| Short exercise |
Reproduce all the material exactly, minus any pictures it holds.

| Data excerpt |
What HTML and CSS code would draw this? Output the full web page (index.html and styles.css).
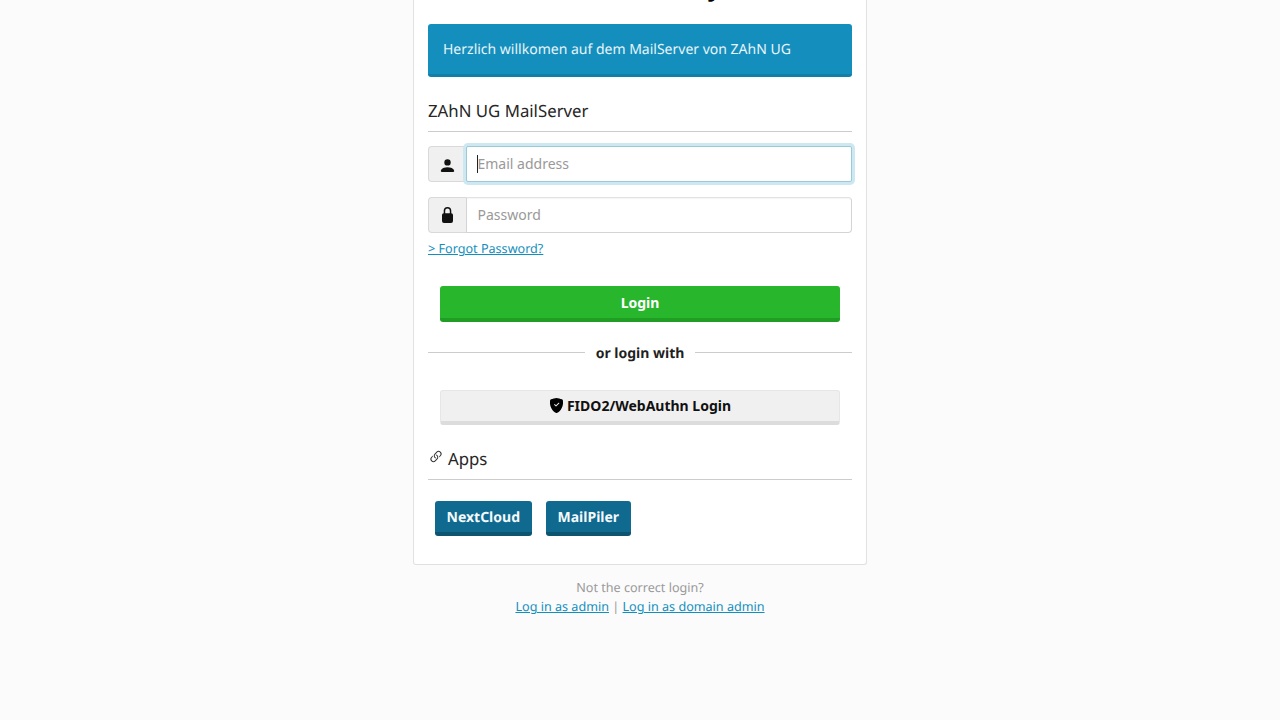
FILE: index.html
```html
<!DOCTYPE html>
<html lang="en">
<head>
  <meta charset="UTF-8" />
  <title>ZAhN UG MailServer</title>
  <link rel="stylesheet" href="styles.css">
</head>
<body>

  <div class="card">
    <h1 class="brand">Mail Gateway</h1>

    <div class="notice">Herzlich willkomen auf dem MailServer von ZAhN UG</div>

    <h2 class="legend">ZAhN UG MailServer</h2>

    <form class="login">
      <div class="field">
        <span class="addon">
          <svg class="icon" viewBox="0 -1 16 16"><path d="M8 8a3 3 0 1 0 0-6 3 3 0 0 0 0 6z"/><path d="M2.500 14s-.8 0-.8-.8.8-3.700 6.300-3.700 6.300 2.900 6.300 3.700-.8.8-.8.8z"/></svg>
        </span>
        <input class="input focused" type="text" placeholder="Email address" />
        <span class="caret"></span>
      </div>
      <div class="field">
        <span class="addon">
          <svg class="icon lock" viewBox="0 0 11 16"><path fill-rule="evenodd" d="M5.500 0A3.800 3.800 0 0 1 9.300 3.800V6.200A2 2 0 0 1 11 8.200V14a2 2 0 0 1-2 2H2a2 2 0 0 1-2-2V8.200A2 2 0 0 1 1.700 6.200V3.800A3.800 3.800 0 0 1 5.500 0zm0 1.500A2.300 2.300 0 0 0 3.200 3.800V6.200h4.600V3.800A2.300 2.300 0 0 0 5.500 1.500z"/></svg>
        </span>
        <input class="input" type="password" placeholder="Password" />
      </div>
      <a class="link forgot" href="#">&gt; Forgot Password?</a>

      <button class="btn btn-login" type="button">Login</button>

      <div class="divider"><span>or login with</span></div>

      <button class="btn btn-fido" type="button">
        <svg class="shield" viewBox="0 0 16 16"><path d="M8 0c-.69 0-1.843.265-2.928.56-1.11.3-2.229.655-2.887.87a1.54 1.54 0 0 0-1.044 1.262c-.596 4.477.787 7.795 2.465 9.99a11.777 11.777 0 0 0 2.517 2.453c.386.273.744.482 1.048.625.28.132.581.24.829.24s.548-.108.829-.24a7.159 7.159 0 0 0 1.048-.625 11.775 11.775 0 0 0 2.517-2.453c1.678-2.195 3.061-5.513 2.465-9.99a1.541 1.541 0 0 0-1.044-1.263 62.467 62.467 0 0 0-2.887-.87C9.843.266 8.69 0 8 0zm2.146 5.146a.5.5 0 0 1 .708.708l-3 3a.5.5 0 0 1-.708 0l-1.500-1.500a.5.5 0 1 1 .708-.708L7.500 7.793l2.646-2.647z"/></svg>
        FIDO2/WebAuthn Login
      </button>
    </form>

    <h2 class="legend apps-title">
      <svg class="chain" viewBox="0 0 16 16"><path d="M4.715 6.542 3.343 7.914a3 3 0 1 0 4.243 4.243l1.828-1.829A3 3 0 0 0 8.586 5.500L8 6.086a1.002 1.002 0 0 0-.154.199 2 2 0 0 1 .861 3.337L6.880 11.450a2 2 0 1 1-2.830-2.830l.793-.792a4.018 4.018 0 0 1-.128-1.287z"/><path d="M6.586 4.672A3 3 0 0 0 7.414 9.500l.775-.776a2 2 0 0 1-.896-3.346L9.120 3.550a2 2 0 1 1 2.830 2.830l-.793.792c.112.420.155.855.128 1.287l1.372-1.372a3 3 0 1 0-4.243-4.243L6.586 4.672z"/></svg>
      Apps
    </h2>
    <div class="apps">
      <a class="btn btn-app" href="#">NextCloud</a>
      <a class="btn btn-app" href="#">MailPiler</a>
    </div>
  </div>

  <div class="footer">
    <div class="muted">Not the correct login?</div>
    <a class="link" href="#">Log in as admin</a>
    <span class="sep">|</span>
    <a class="link" href="#">Log in as domain admin</a>
  </div>

</body>
</html>
```

FILE: styles.css
```css
* { box-sizing: border-box; }

html, body {
  height: 720px;
  overflow: hidden;
}

body {
  margin: 0;
  font-family: "Noto Sans", Arial, sans-serif;
  font-size: 14px;
  line-height: 20px;
  color: #1f1f1f;
  background: #fbfbfb;
  text-rendering: geometricPrecision;
}

.card {
  width: 454px;
  margin: -50px auto 0;
  padding: 0 14px 28px;
  background: #fff;
  border: 1px solid #e1e1e1;
  border-top: none;
  border-radius: 0 0 3px 3px;
}

.brand {
  margin: 0 0 20px;
  height: 54px;
  padding-top: 18px;
  font-size: 24px;
  line-height: 40px;
  font-weight: 700;
  text-align: center;
  color: #000;
}

.notice {
  height: 53px;
  padding: 15px;
  line-height: 21px;
  color: #e8f4fa;
  background: #148fbd;
  border-bottom: 3px solid #117fa8;
  border-radius: 3px;
}

.legend {
  margin: 23px 0 14px;
  padding-bottom: 9px;
  font-size: 16.800px;
  line-height: 22px;
  font-weight: 400;
  color: #262626;
  border-bottom: 1px solid #ccc;
}

.field {
  position: relative;
  display: flex;
  height: 36px;
  margin-bottom: 15px;
}

.addon {
  display: flex;
  align-items: center;
  justify-content: center;
  width: 38px;
  background: #f0f0f0;
  border: 1px solid #d9d9d9;
  border-right: none;
  border-radius: 4px 0 0 4px;
}

.icon {
  width: 17px;
  height: 17px;
  fill: #111;
}

.icon.lock {
  width: 11px;
  height: 16px;
}

.input {
  flex: 1;
  min-width: 0;
  padding: 0 10.500px;
  font: inherit;
  color: #333;
  background: #fff;
  border: 1px solid #d4d4d4;
  border-top-color: #e2e2e2;
  border-radius: 0 4px 4px 0;
  box-shadow: inset 0 1px 1px rgba(0, 0, 0, 0.04);
  outline: none;
}

.input::placeholder { color: #999; }

.input.focused {
  border-color: #9cc9d8;
  border-radius: 2px;
  box-shadow: 0 0 0 3px #cde8f1;
}

.caret {
  position: absolute;
  left: 49px;
  top: 9px;
  width: 1px;
  height: 18px;
  background: #222;
}

.link {
  font-size: 12.600px;
  color: #148fbd;
  text-decoration: underline;
}

.forgot {
  display: block;
  margin-top: -9px;
}

.btn {
  display: block;
  font-family: inherit;
  font-size: 14px;
  font-weight: 700;
  text-align: center;
  border: none;
  border-radius: 3px;
  cursor: pointer;
}

.btn-login {
  width: 400px;
  height: 36px;
  margin: 27px auto 0;
  color: #fff;
  background: #28b62c;
  border-bottom: 4px solid #1f9e23;
}

.divider {
  display: flex;
  align-items: center;
  gap: 11px;
  margin: 22px 0 26px;
  font-weight: 700;
}

.divider::before,
.divider::after {
  content: "";
  flex: 1;
  height: 1px;
  margin-bottom: 4px;
  background: #ccc;
}

.btn-fido {
  display: flex;
  align-items: center;
  justify-content: center;
  gap: 3px;
  width: 400px;
  height: 35px;
  margin: 0 auto;
  padding: 0 0 2px;
  color: #111;
  background: #f0f0f0;
  border: 1px solid #e6e6e6;
  border-bottom: 4px solid #dcdcdc;
}

.shield {
  width: 15px;
  height: 15px;
  fill: #000;
}

.apps-title {
  display: flex;
  align-items: center;
  gap: 4px;
  margin-bottom: 21px;
}

.chain {
  width: 16px;
  height: 16px;
  margin-top: -4px;
  fill: #333;
}

.apps {
  display: flex;
  gap: 14px;
  padding-left: 7px;
}

.btn-app {
  height: 35px;
  padding: 7px 12px 0 11.500px;
  color: #f4f9fb;
  background: #10698f;
  border-bottom: 4px solid #0d5470;
  text-decoration: none;
}

.footer {
  margin-top: 13px;
  font-size: 12.600px;
  line-height: 19px;
  text-align: center;
}

.muted { color: #999; }

.sep { color: #999; }
```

| Answer to this task |
What HTML and CSS code would draw this? Output the full web page (index.html and styles.css).
FILE: index.html
```html
<!DOCTYPE html>
<html lang="en">
<head>
  <meta charset="UTF-8" />
  <title>ZAhN UG MailServer</title>
  <link rel="stylesheet" href="styles.css">
</head>
<body>

  <div class="card">
    <h1 class="brand">Mail Gateway</h1>

    <div class="notice">Herzlich willkomen auf dem MailServer von ZAhN UG</div>

    <h2 class="legend">ZAhN UG MailServer</h2>

    <form class="login">
      <div class="field">
        <span class="addon">
          <svg class="icon" viewBox="0 -1 16 16"><path d="M8 8a3 3 0 1 0 0-6 3 3 0 0 0 0 6z"/><path d="M2.500 14s-.8 0-.8-.8.8-3.700 6.300-3.700 6.300 2.900 6.300 3.700-.8.8-.8.8z"/></svg>
        </span>
        <input class="input focused" type="text" placeholder="Email address" />
        <span class="caret"></span>
      </div>
      <div class="field">
        <span class="addon">
          <svg class="icon lock" viewBox="0 0 11 16"><path fill-rule="evenodd" d="M5.500 0A3.800 3.800 0 0 1 9.300 3.800V6.200A2 2 0 0 1 11 8.200V14a2 2 0 0 1-2 2H2a2 2 0 0 1-2-2V8.200A2 2 0 0 1 1.700 6.200V3.800A3.800 3.800 0 0 1 5.500 0zm0 1.500A2.300 2.300 0 0 0 3.200 3.800V6.200h4.600V3.800A2.300 2.300 0 0 0 5.500 1.500z"/></svg>
        </span>
        <input class="input" type="password" placeholder="Password" />
      </div>
      <a class="link forgot" href="#">&gt; Forgot Password?</a>

      <button class="btn btn-login" type="button">Login</button>

      <div class="divider"><span>or login with</span></div>

      <button class="btn btn-fido" type="button">
        <svg class="shield" viewBox="0 0 16 16"><path d="M8 0c-.69 0-1.843.265-2.928.56-1.11.3-2.229.655-2.887.87a1.54 1.54 0 0 0-1.044 1.262c-.596 4.477.787 7.795 2.465 9.99a11.777 11.777 0 0 0 2.517 2.453c.386.273.744.482 1.048.625.28.132.581.24.829.24s.548-.108.829-.24a7.159 7.159 0 0 0 1.048-.625 11.775 11.775 0 0 0 2.517-2.453c1.678-2.195 3.061-5.513 2.465-9.99a1.541 1.541 0 0 0-1.044-1.263 62.467 62.467 0 0 0-2.887-.87C9.843.266 8.69 0 8 0zm2.146 5.146a.5.5 0 0 1 .708.708l-3 3a.5.5 0 0 1-.708 0l-1.500-1.500a.5.5 0 1 1 .708-.708L7.500 7.793l2.646-2.647z"/></svg>
        FIDO2/WebAuthn Login
      </button>
    </form>

    <h2 class="legend apps-title">
      <svg class="chain" viewBox="0 0 16 16"><path d="M4.715 6.542 3.343 7.914a3 3 0 1 0 4.243 4.243l1.828-1.829A3 3 0 0 0 8.586 5.500L8 6.086a1.002 1.002 0 0 0-.154.199 2 2 0 0 1 .861 3.337L6.880 11.450a2 2 0 1 1-2.830-2.830l.793-.792a4.018 4.018 0 0 1-.128-1.287z"/><path d="M6.586 4.672A3 3 0 0 0 7.414 9.500l.775-.776a2 2 0 0 1-.896-3.346L9.120 3.550a2 2 0 1 1 2.830 2.830l-.793.792c.112.420.155.855.128 1.287l1.372-1.372a3 3 0 1 0-4.243-4.243L6.586 4.672z"/></svg>
      Apps
    </h2>
    <div class="apps">
      <a class="btn btn-app" href="#">NextCloud</a>
      <a class="btn btn-app" href="#">MailPiler</a>
    </div>
  </div>

  <div class="footer">
    <div class="muted">Not the correct login?</div>
    <a class="link" href="#">Log in as admin</a>
    <span class="sep">|</span>
    <a class="link" href="#">Log in as domain admin</a>
  </div>

</body>
</html>
```

FILE: styles.css
```css
* { box-sizing: border-box; }

html, body {
  height: 720px;
  overflow: hidden;
}

body {
  margin: 0;
  font-family: "Noto Sans", Arial, sans-serif;
  font-size: 14px;
  line-height: 20px;
  color: #1f1f1f;
  background: #fbfbfb;
  text-rendering: geometricPrecision;
}

.card {
  width: 454px;
  margin: -50px auto 0;
  padding: 0 14px 28px;
  background: #fff;
  border: 1px solid #e1e1e1;
  border-top: none;
  border-radius: 0 0 3px 3px;
}

.brand {
  margin: 0 0 20px;
  height: 54px;
  padding-top: 18px;
  font-size: 24px;
  line-height: 40px;
  font-weight: 700;
  text-align: center;
  color: #000;
}

.notice {
  height: 53px;
  padding: 15px;
  line-height: 21px;
  color: #e8f4fa;
  background: #148fbd;
  border-bottom: 3px solid #117fa8;
  border-radius: 3px;
}

.legend {
  margin: 23px 0 14px;
  padding-bottom: 9px;
  font-size: 16.800px;
  line-height: 22px;
  font-weight: 400;
  color: #262626;
  border-bottom: 1px solid #ccc;
}

.field {
  position: relative;
  display: flex;
  height: 36px;
  margin-bottom: 15px;
}

.addon {
  display: flex;
  align-items: center;
  justify-content: center;
  width: 38px;
  background: #f0f0f0;
  border: 1px solid #d9d9d9;
  border-right: none;
  border-radius: 4px 0 0 4px;
}

.icon {
  width: 17px;
  height: 17px;
  fill: #111;
}

.icon.lock {
  width: 11px;
  height: 16px;
}

.input {
  flex: 1;
  min-width: 0;
  padding: 0 10.500px;
  font: inherit;
  color: #333;
  background: #fff;
  border: 1px solid #d4d4d4;
  border-top-color: #e2e2e2;
  border-radius: 0 4px 4px 0;
  box-shadow: inset 0 1px 1px rgba(0, 0, 0, 0.04);
  outline: none;
}

.input::placeholder { color: #999; }

.input.focused {
  border-color: #9cc9d8;
  border-radius: 2px;
  box-shadow: 0 0 0 3px #cde8f1;
}

.caret {
  position: absolute;
  left: 49px;
  top: 9px;
  width: 1px;
  height: 18px;
  background: #222;
}

.link {
  font-size: 12.600px;
  color: #148fbd;
  text-decoration: underline;
}

.forgot {
  display: block;
  margin-top: -9px;
}

.btn {
  display: block;
  font-family: inherit;
  font-size: 14px;
  font-weight: 700;
  text-align: center;
  border: none;
  border-radius: 3px;
  cursor: pointer;
}

.btn-login {
  width: 400px;
  height: 36px;
  margin: 27px auto 0;
  color: #fff;
  background: #28b62c;
  border-bottom: 4px solid #1f9e23;
}

.divider {
  display: flex;
  align-items: center;
  gap: 11px;
  margin: 22px 0 26px;
  font-weight: 700;
}

.divider::before,
.divider::after {
  content: "";
  flex: 1;
  height: 1px;
  margin-bottom: 4px;
  background: #ccc;
}

.btn-fido {
  display: flex;
  align-items: center;
  justify-content: center;
  gap: 3px;
  width: 400px;
  height: 35px;
  margin: 0 auto;
  padding: 0 0 2px;
  color: #111;
  background: #f0f0f0;
  border: 1px solid #e6e6e6;
  border-bottom: 4px solid #dcdcdc;
}

.shield {
  width: 15px;
  height: 15px;
  fill: #000;
}

.apps-title {
  display: flex;
  align-items: center;
  gap: 4px;
  margin-bottom: 21px;
}

.chain {
  width: 16px;
  height: 16px;
  margin-top: -4px;
  fill: #333;
}

.apps {
  display: flex;
  gap: 14px;
  padding-left: 7px;
}

.btn-app {
  height: 35px;
  padding: 7px 12px 0 11.500px;
  color: #f4f9fb;
  background: #10698f;
  border-bottom: 4px solid #0d5470;
  text-decoration: none;
}

.footer {
  margin-top: 13px;
  font-size: 12.600px;
  line-height: 19px;
  text-align: center;
}

.muted { color: #999; }

.sep { color: #999; }
```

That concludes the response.